Nokia is recalling 46 million batteries, type BL-5C made in Japan by Matsushita. It affects a wide range of products (my 6230i uses that type of battery, but not the exact one being recalled) and apparently there have been around 100 cases of the batteries catching fire.
Microsoft’s cutting of XBox360 pricing around the world continues in Australia, with the XBox360 Pro now retailing for A$579.95, and the XBox360 Core at A$399.95 — the same price as the Nintendo Wii. Nintendo said they won’t drop their price; they’re selling plenty as-is. But it makes you wonder if Sony will drop the PS3 from its dizzying A$999 price.
Ars Technica notes that their beautiful iPhones are billed by AT+T with dizzying amounts of detail: even when covered by an unlimited data plan, every single connection gets its own detail line in the bill, resulting in one bill with 104 pages of usage listings.
Last night I upgraded this site to the latest version of WordPress 2.2.1. Thank goodness it always seems to go smoothly. To my surprise, even the template (which dates back to WP 1.5) didn’t need modifying (well, not for technical reasons, anyway — I’m considering tweaking it on aesthetic grounds!)
Very interesting guide to DVD media, highlighting which brands you should entrust to your most treasured archives (but check yearly and re-burn regularly!) and which should be saved for stuff that doesn’t really matter.
Google for the Enterprise: Google Apps Premier edition is here. $50 / user account / year, providing Gmail, GTalk, GCalendar, GDocs & Spreadsheets, GPage with guaranteed uptimes, phone support and more storage and options.

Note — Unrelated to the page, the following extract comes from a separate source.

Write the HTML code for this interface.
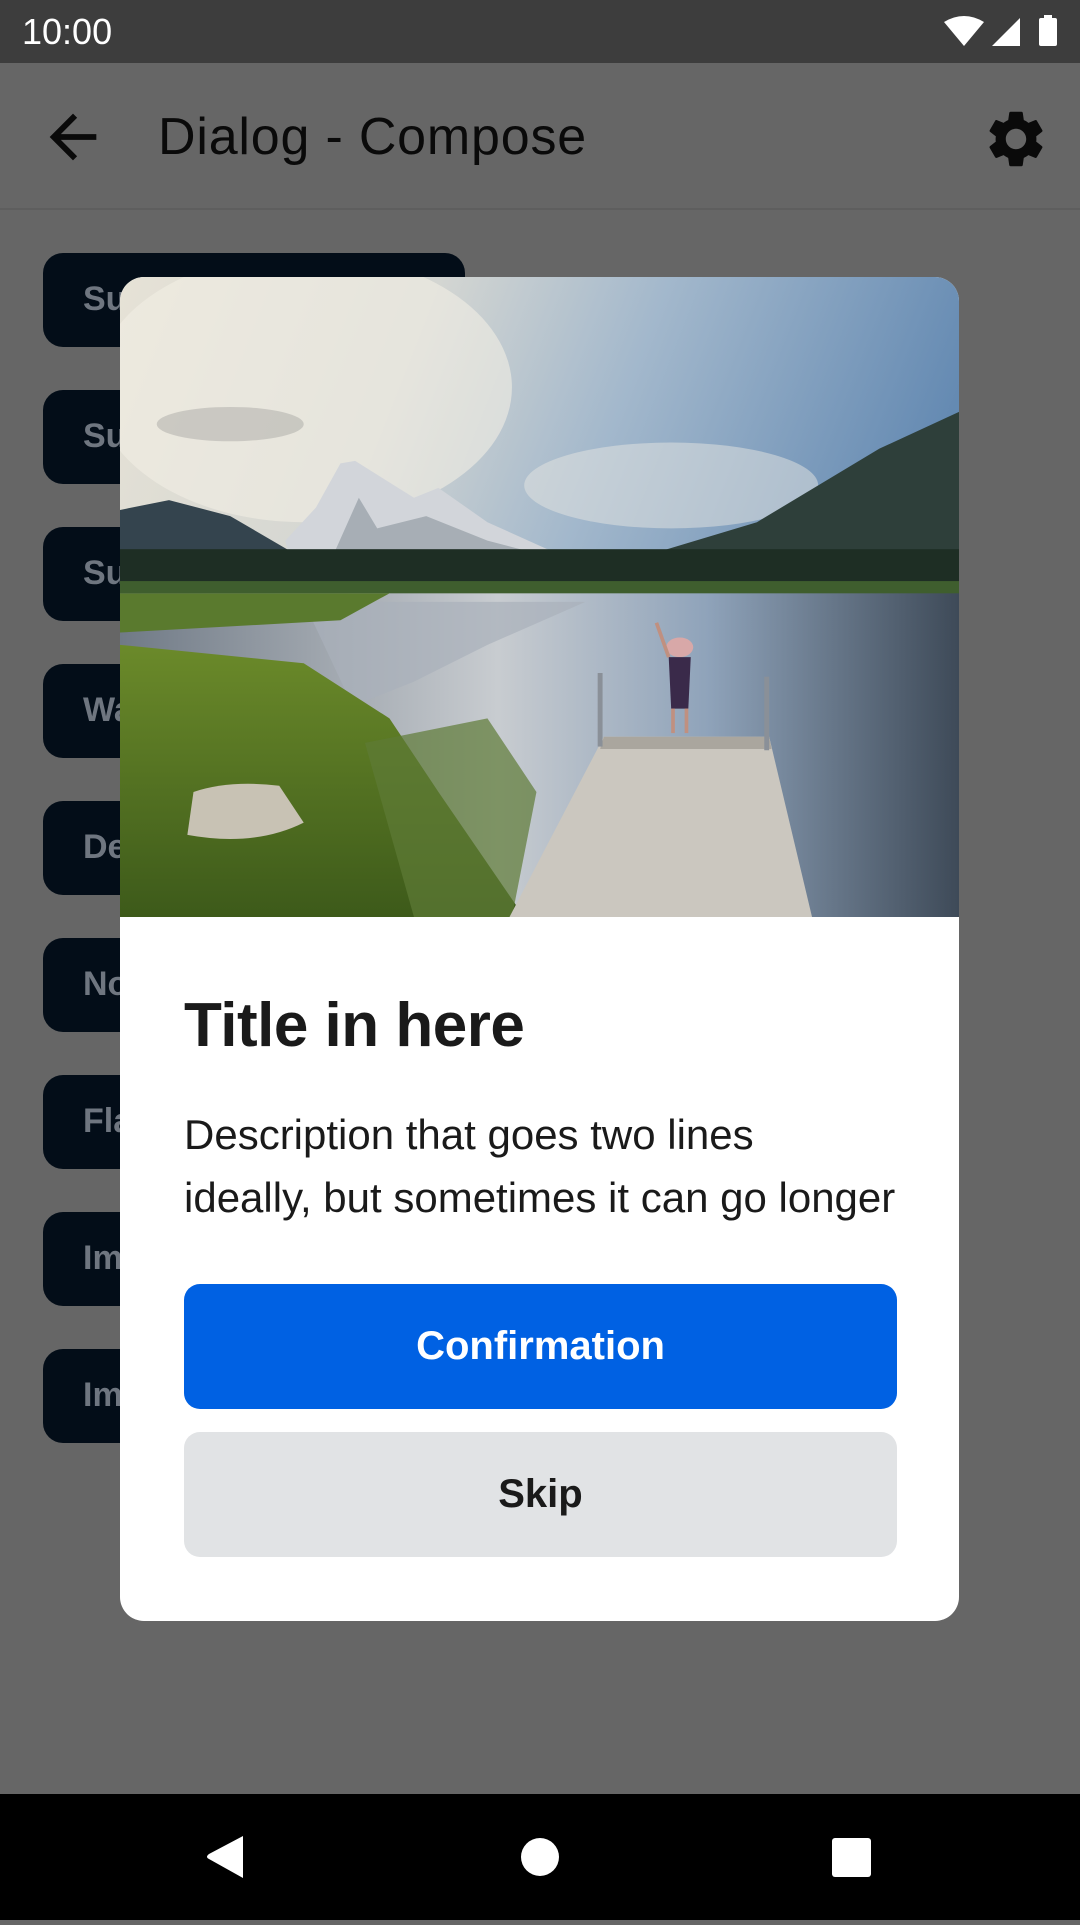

If you’re more at home with mucking about on Virtual Machines, then you might be interested to know that Virtual PC is now free.
Billy Bragg has applauded MySpace for backing down on their T+Cs imposed on artists who used the site to distribute music. “I am very pleased to see that MySpace have changed their terms of agreement from a declaration of their rights into a declaration of our rights as artists, making it clear that, as creators, we retain ownership of our material.”